Based on existing reference material, two methods of statistical disclosure control were selected for further analysis within the project: targeted record swapping (pre-tabular method) and random noise cell-key method (post-tabular method). Existing information technology (IT) solutions were tested for these methods.

Two test datasets were prepared for the Podkarpackie voivodship (Subcarpathia province) which was chosen for reasons of diversity.

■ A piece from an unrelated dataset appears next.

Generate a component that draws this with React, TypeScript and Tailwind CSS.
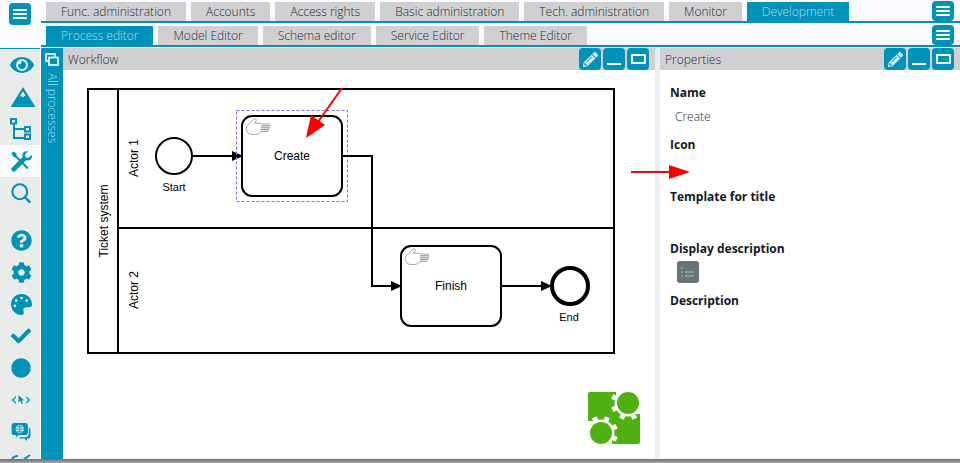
import React from "react";
import { FaEye, FaQuestionCircle, FaCog, FaPalette, FaCheck, FaCircle, FaPencilAlt } from "react-icons/fa";

const BLUE = "#0092b9";

function MenuBtn({ className = "h-[22px]" }: { className?: string }) {
  return (
    <div className={"w-[22px] rounded-[4px] bg-[#0092b9] flex flex-col items-center justify-center gap-[2px] " + className}>
      <div className="w-[14px] h-[2px] bg-white rounded-[1px]" />
      <div className="w-[14px] h-[2px] bg-white rounded-[1px]" />
      <div className="w-[14px] h-[2px] bg-white rounded-[1px]" />
    </div>
  );
}

function PanelButtons() {
  return (
    <div className="flex gap-[2px] ml-auto">
      <div className="w-[22px] h-[22px] rounded-[4px] bg-[#0092b9] flex items-center justify-center text-[#d8eef5]">
        <FaPencilAlt size={15} />
      </div>
      <div className="w-[22px] h-[22px] rounded-[4px] bg-[#0092b9] flex items-end justify-center pb-[5px]">
        <div className="w-[14px] h-[2px] bg-white" />
      </div>
      <div className="w-[22px] h-[22px] rounded-[4px] bg-[#0092b9] flex items-center justify-center">
        <div className="w-[15px] h-[10px] border-2 border-white rounded-[1px]" />
      </div>
    </div>
  );
}

function Tab({ label, active = false }: { label: string; active?: boolean }) {
  return (
    <div className={"h-[19px] px-[15px] flex items-center leading-none whitespace-nowrap text-[12px] font-light " + (active ? "bg-[#0092b9] text-[#a8deec]" : "bg-[#d0d0d2] text-[#2a2a36]")}>
      {label}
    </div>
  );
}

function TreeIcon() {
  return (
    <svg width="22" height="22" viewBox="0 0 22 22" fill="none" stroke={BLUE} strokeWidth="2">
      <rect x="1" y="1" width="5" height="4.5" />
      <rect x="15" y="9" width="5" height="4.5" />
      <rect x="15" y="16.5" width="5" height="4.5" />
      <path d="M4 6v14h11M4 11h11" />
    </svg>
  );
}

function WrenchIcon() {
  return (
    <svg width="23" height="23" viewBox="0 0 24 24" fill={BLUE} stroke="none">
      <path d="M1.5 3.5 3.5 1.5 6.5 3.5 7 6l12.5 12.5-1.5 1.5L5.5 7.5 3.5 7z" />
      <path d="M22.5 5.2 19.3 8.4 16.3 7.6 15.6 4.7 18.8 1.5C16.3.7 13.6 2 13 4.6c-.2 1-.1 2 .2 2.8L2 18.6c-1.2 1.2-.5 3 .4 3.6.9.6 2.2.6 3.2-.4L16.7 10.6c2.8 1 5.7-.4 6.2-3.1.1-.8 0-1.6-.4-2.3z" />
    </svg>
  );
}

function SearchIcon() {
  return (
    <svg width="21" height="21" viewBox="0 0 24 24" fill="none" stroke={BLUE}>
      <circle cx="10" cy="10" r="8.5" strokeWidth="2.4" />
      <path d="M15.8 16 22 22.5" strokeWidth="2.8" />
    </svg>
  );
}

function MountainIcon() {
  return (
    <svg width="26" height="20" viewBox="0 0 26 21" fill={BLUE} className="ml-[4px]">
      <path fillRule="evenodd" d="M13 0 26 21H0zM13 4.5 9.6 10l1.6-.6 1.8 1.6 1.6-1.8 1.6.8z" />
    </svg>
  );
}

function CodeCursorIcon() {
  return (
    <svg width="20" height="10" viewBox="0 0 20 10" fill={BLUE}>
      <path d="M5 1 0.5 5 5 9V7.4L2.6 5 5 2.6zM15 1l4.5 4L15 9V7.4L17.4 5 15 2.6z" />
      <path d="M7.5 0 13 5.2l-2.2.2 1.2 3-1.3.6-1.2-3L7.5 7.5z" />
    </svg>
  );
}

function ChatGlobeIcon() {
  return (
    <svg width="20" height="18" viewBox="0 0 22 21" fill={BLUE}>
      <path d="M3 0h13a3 3 0 0 1 3 3v8a3 3 0 0 1-3 3H8l-3 3v-3H3a3 3 0 0 1-3-3V3a3 3 0 0 1 3-3z" />
      <path d="M20 5.5a2.5 2.5 0 0 1 2 2.5v7a3 3 0 0 1-3 3h-1v3l-3-3H9l1.5-1.5H16a4 4 0 0 0 4-4z" />
      <circle cx="9.5" cy="7" r="5" fill="#b9dfe9" />
      <path d="M4.5 7h10M9.5 2v10M6 3.8h7M6 10.2h7" stroke={BLUE} strokeWidth="0.8" fill="none" />
    </svg>
  );
}

function PartialIcon() {
  return (
    <svg width="20" height="32" viewBox="0 0 20 32" fill="none" stroke={BLUE} strokeWidth="2">
      <path d="M1 11c1-2 3-3 6-3M13 11l2-1 4-3" />
    </svg>
  );
}

function HandIcon({ x, y }: { x: number; y: number }) {
  return (
    <g transform={`translate(${x} ${y})`} fill="#fff" stroke="#9a9a9a" strokeWidth="0.9">
      <path d="M1 9C1.5 7.5 7 2.5 8.5 1.2 10 0 11.5 1.5 10.6 3L9 5.2H15C16 5.2 16.3 6 17 6H23.5C24.6 6 24.6 7.6 23.6 7.8 24.4 8.4 24.2 9.6 23.3 9.8 24 10.5 23.6 11.6 22.7 11.7 23.2 12.5 22.6 13.5 21.6 13.5H15.5C14 15 12.5 16.5 10 16.5H6C2.5 16.5.2 12.5 1 9z" />
      <path d="M15.5 7.8H23.5M15.5 9.8H23.3M15.5 11.7H22.7" stroke="#777" />
    </g>
  );
}

function RailItem({ children, active = false }: { children: React.ReactNode; active?: boolean }) {
  return (
    <div className={"h-[32px] w-full pl-[2px] flex items-center justify-center shrink-0 " + (active ? "bg-[#fbfcff]" : "")}>
      {children}
    </div>
  );
}

function Field({ label, children }: { label: string; children?: React.ReactNode }) {
  return (
    <div className="h-[52px] pl-[10px]">
      <div className="h-[24px] flex items-center text-[12px] font-bold text-[#111827] leading-none">{label}</div>
      {children}
    </div>
  );
}

function Diagram() {
  const font = "'Liberation Sans', Arial, sans-serif";
  return (
    <svg width="592" height="389" viewBox="63 70 592 389" className="block" fontFamily={font} fontSize="11" fill="#000">
      <rect x="88" y="89" width="526" height="264" fill="#fff" stroke="#000" strokeWidth="2" />
      <path d="M118 89V353M118 228H614" stroke="#000" strokeWidth="2" fill="none" />
      <text transform="translate(108 221) rotate(-90)" textAnchor="middle" fontSize="12">Ticket system</text>
      <text transform="translate(138 158) rotate(-90)" textAnchor="middle" fontSize="12">Actor 1</text>
      <text transform="translate(138 290) rotate(-90)" textAnchor="middle" fontSize="12">Actor 2</text>

      <circle cx="174" cy="156" r="18" fill="#fff" stroke="#000" strokeWidth="2" />
      <text x="174" y="191" textAnchor="middle">Start</text>
      <path d="M192 156H232" stroke="#000" strokeWidth="2" fill="none" />
      <path d="M232 151 243 156 232 161z" />

      <rect x="236.5" y="110.5" width="111" height="91" fill="none" stroke="#7070ff" strokeWidth="1" strokeDasharray="3 2" />
      <rect x="242" y="116" width="100" height="80" rx="10" fill="#fff" stroke="#000" strokeWidth="2" />
      <HandIcon x={245.5} y={118} />
      <text x="292" y="160" textAnchor="middle" fontSize="12">Create</text>

      <path d="M342 156H372V286H392" stroke="#000" strokeWidth="2" fill="none" />
      <path d="M391 281 402 286 391 291z" />

      <rect x="401" y="246" width="100" height="80" rx="10" fill="#fff" stroke="#000" strokeWidth="2" />
      <HandIcon x={404.5} y={248} />
      <text x="451" y="290" textAnchor="middle" fontSize="12">Finish</text>

      <path d="M501 286H541" stroke="#000" strokeWidth="2" fill="none" />
      <path d="M541 281 552 286 541 291z" />
      <circle cx="570" cy="286" r="18" fill="#fff" stroke="#000" strokeWidth="4" />
      <text x="569" y="321" textAnchor="middle">End</text>
    </svg>
  );
}

function Gear({ cx, cy }: { cx: number; cy: number }) {
  const teeth = [0, 45, 90, 135, 180, 225, 270, 315];
  return (
    <g fill="#fff">
      <circle cx={cx} cy={cy} r="13.5" />
      {teeth.map((a) => (
        <rect key={a} x={cx - 2.5} y={cy - 17} width="5" height="5" transform={`rotate(${a + 22} ${cx} ${cy})`} />
      ))}
      <circle cx={cx} cy={cy} r="11" fill="#4fb012" />
    </g>
  );
}

function Logo() {
  return (
    <svg width="52" height="52" viewBox="588 392 52 52" className="absolute right-[15px] bottom-[15px]">
      <rect x="588" y="392" width="52" height="52" rx="2" fill="#4fb012" />
      <rect x="616" y="392" width="24" height="11" fill="#fff" />
      <rect x="628" y="392" width="12" height="22" fill="#fff" />
      <rect x="588" y="433" width="24" height="11" fill="#fff" />
      <rect x="588" y="421" width="13" height="23" fill="#fff" />
      <Gear cx={628} cy={403} />
      <Gear cx={601} cy={433} />
    </svg>
  );
}

export default function App() {
  return (
    <div className="relative w-[960px] h-[463px] overflow-hidden bg-white font-['Open_Sans',sans-serif]">
      <div className="flex flex-col h-[459px] overflow-hidden">
        <div className="flex flex-1 min-h-0">
          {/* left rail */}
          <div className="w-[40px] shrink-0 flex flex-col bg-[#e9ebeb] overflow-hidden mr-[1px]">
            <div className="h-[49px] shrink-0 bg-[#fbfcff] border-b border-[#0092b9] pt-[3px] pl-[9px]">
              <MenuBtn />
            </div>
            <div className="flex flex-col">
              <RailItem><FaEye size={24} color={BLUE} className="ml-[2px]" /></RailItem>
              <RailItem><MountainIcon /></RailItem>
              <RailItem><TreeIcon /></RailItem>
              <RailItem active><WrenchIcon /></RailItem>
              <RailItem><SearchIcon /></RailItem>
              <div className="h-[15px] shrink-0" />
              <RailItem><FaQuestionCircle size={21} color={BLUE} /></RailItem>
              <RailItem><FaCog size={21} color={BLUE} /></RailItem>
              <RailItem><FaPalette size={21} color={BLUE} /></RailItem>
              <RailItem><FaCheck size={20} color={BLUE} /></RailItem>
              <RailItem><FaCircle size={20} color={BLUE} /></RailItem>
              <RailItem><CodeCursorIcon /></RailItem>
              <RailItem><ChatGlobeIcon /></RailItem>
              <RailItem><PartialIcon /></RailItem>
            </div>
          </div>

          {/* main */}
          <div className="flex-1 min-w-0 flex flex-col">
            <div className="h-[23px] shrink-0 bg-[#fbfcff] border-b-2 border-[#0092b9] flex pl-[5px] pt-[2px] gap-[5px] relative">
              <Tab label="Func. administration" />
              <Tab label="Accounts" />
              <Tab label="Access rights" />
              <Tab label="Basic administration" />
              <Tab label="Tech. administration" />
              <Tab label="Monitor" />
              <Tab label="Development" active />
              <div className="absolute right-[6px] top-[1px]"><MenuBtn className="h-[20px]" /></div>
            </div>
            <div className="h-[24px] shrink-0 bg-[#fbfcff] border-b-2 border-[#0092b9] flex pl-[5px] pt-[3px] gap-[5px] relative">
              <Tab label="Process editor" active />
              <Tab label="Model Editor" />
              <Tab label="Schema editor" />
              <Tab label="Service Editor" />
              <Tab label="Theme Editor" />
              <div className="absolute right-[6px] top-[2px]"><MenuBtn className="h-[20px]" /></div>
            </div>
            <div className="h-[1px] shrink-0" />
            <div className="flex-1 min-h-0 flex">
              {/* all processes */}
              <div className="w-[22px] shrink-0 bg-[#0092b9] flex flex-col items-center pt-[5px] text-[#a8deec]">
                <svg width="14" height="13" viewBox="0 0 14 13" fill="none" stroke="#fff" strokeWidth="1.6">
                  <rect x="1" y="1" width="9" height="7" />
                  <rect x="4" y="4.5" width="9" height="7.5" fill="#0092b9" />
                </svg>
                <div className="[writing-mode:vertical-rl] text-[12px] font-light leading-none mt-[7px]">All processes</div>
              </div>
              {/* workflow */}
              <div className="w-[592px] shrink-0 flex flex-col relative">
                <div className="h-[22px] shrink-0 bg-[#d0d0d2] flex items-center pl-[5px] text-[12px] font-light text-[#2a2a36] pr-[6px]">
                  <span className="pt-[1px]">Workflow</span>
                  <PanelButtons />
                </div>
                <Diagram />
                <Logo />
              </div>
              <div className="w-[5px] shrink-0 bg-[#e9edf0]" />
              {/* properties */}
              <div className="flex-1 min-w-0 flex flex-col">
                <div className="h-[22px] shrink-0 bg-[#d0d0d2] flex items-center pl-[5px] text-[12px] font-light text-[#2a2a36] pr-[6px]">
                  <span className="pt-[1px]">Properties</span>
                  <PanelButtons />
                </div>
                <div className="pt-[11px]">
                  <Field label="Name">
                    <div className="pl-[5px] text-[12px] font-light text-[#2a2a36] h-[24px] flex items-center">Create</div>
                  </Field>
                  <Field label="Icon" />
                  <Field label="Template for title" />
                  <Field label="Display description">
                    <div className="w-[22px] h-[22px] ml-[7px] rounded-[3px] bg-[#66757a] flex flex-col justify-center gap-[2px] px-[4px]">
                      <div className="flex items-center gap-[2px]"><div className="w-[2px] h-[2px] bg-[#8d9a9e]" /></div>
                      <div className="flex items-center gap-[2px]"><div className="w-[2px] h-[2px] bg-[#8d9a9e]" /><div className="w-[9px] h-[1.5px] bg-[#8d9a9e]" /></div>
                      <div className="flex items-center gap-[2px]"><div className="w-[2px] h-[2px] bg-[#8d9a9e]" /><div className="w-[9px] h-[1.5px] bg-[#8d9a9e]" /></div>
                    </div>
                  </Field>
                  <Field label="Description" />
                </div>
              </div>
            </div>
          </div>
        </div>
      </div>
      <div className="h-[4px] bg-gradient-to-b from-[#6e6e6e] to-[#a8a8a8]" />

      {/* annotation arrows */}
      <svg className="absolute left-0 top-0 pointer-events-none" width="960" height="463">
        <path d="M342 88 318 122" stroke="#ff0000" strokeWidth="2" fill="none" />
        <path d="M306 138 311 115 325 125z" fill="#ff0000" />
        <path d="M631 172H670" stroke="#ff0000" strokeWidth="2" fill="none" />
        <path d="M669 165 690 172 669 179z" fill="#ff0000" />
      </svg>
    </div>
  );
}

  • The first was a test dataset to simulate the results from the 2021 population and housing census. It was sampled from the latest social survey frame (OBS), dated 31 December 2018, matched with the results from the 2011 census. In order to be included in the test data, a reference address within the OBS was needed which identified an individual dwelling level that was matched with the system for address identification of streets, real estate, buildings and dwellings (NOBC) of Statistics Poland’s National Official Register of the Territorial Division of the Country (TERYT). After selection, the test dataset was pseudonymised. The dataset included: total population; sex (males, females); age (under 15, 15 to 64, 65 and over); employed persons; place of birth (in Poland, in another EU Member State, in a non-EU country); and usual residence compared with 12 months earlier (unchanged, both within Poland, moved from outside of Poland).
  • The second was a test dataset to be used for developing and testing the statistical disclosure control methods. It was taken from the population records and was also dated 31 December 2018, independently of the OBS. A dataset with the following variables was created: unique statistical number (UNS); X and Y coordinates in Poland’s coordinate reference system; sex; age; place of birth (retrieved from the national population register); and usual residence compared with 12 months earlier (calculated by comparing with population records from one year earlier).
  • The geocoding of these two test datasets was done with data from:
    • the TERYT register’s NOBC subsystem containing i) a dwelling identifier and ii) X and Y coordinates; and
    • the 1 km x 1 km grid spatial dataset in shapefile format containing i) a grid cell identifier and ii) X and Y coordinates of the lower left corner of the grid.

A total of 14 unique hypercubes (cross tabulations) were defined according to the planned specifications for the 2021 population and housing census. All of these concern population data analysed by location and by sex and most also include an analysis by age. The remaining dimensions (such as current activity status, occupation and educational attainment) are included in a smaller number of hypercubes in order to differentiate them. Some of the dimensions, including geographic location, have various levels of detail, referred to as low, medium and high. Data that were required for these hypercubes that were not available in the geocoded test dataset were added from other sources (such as administrative data or older data from the 2011 census).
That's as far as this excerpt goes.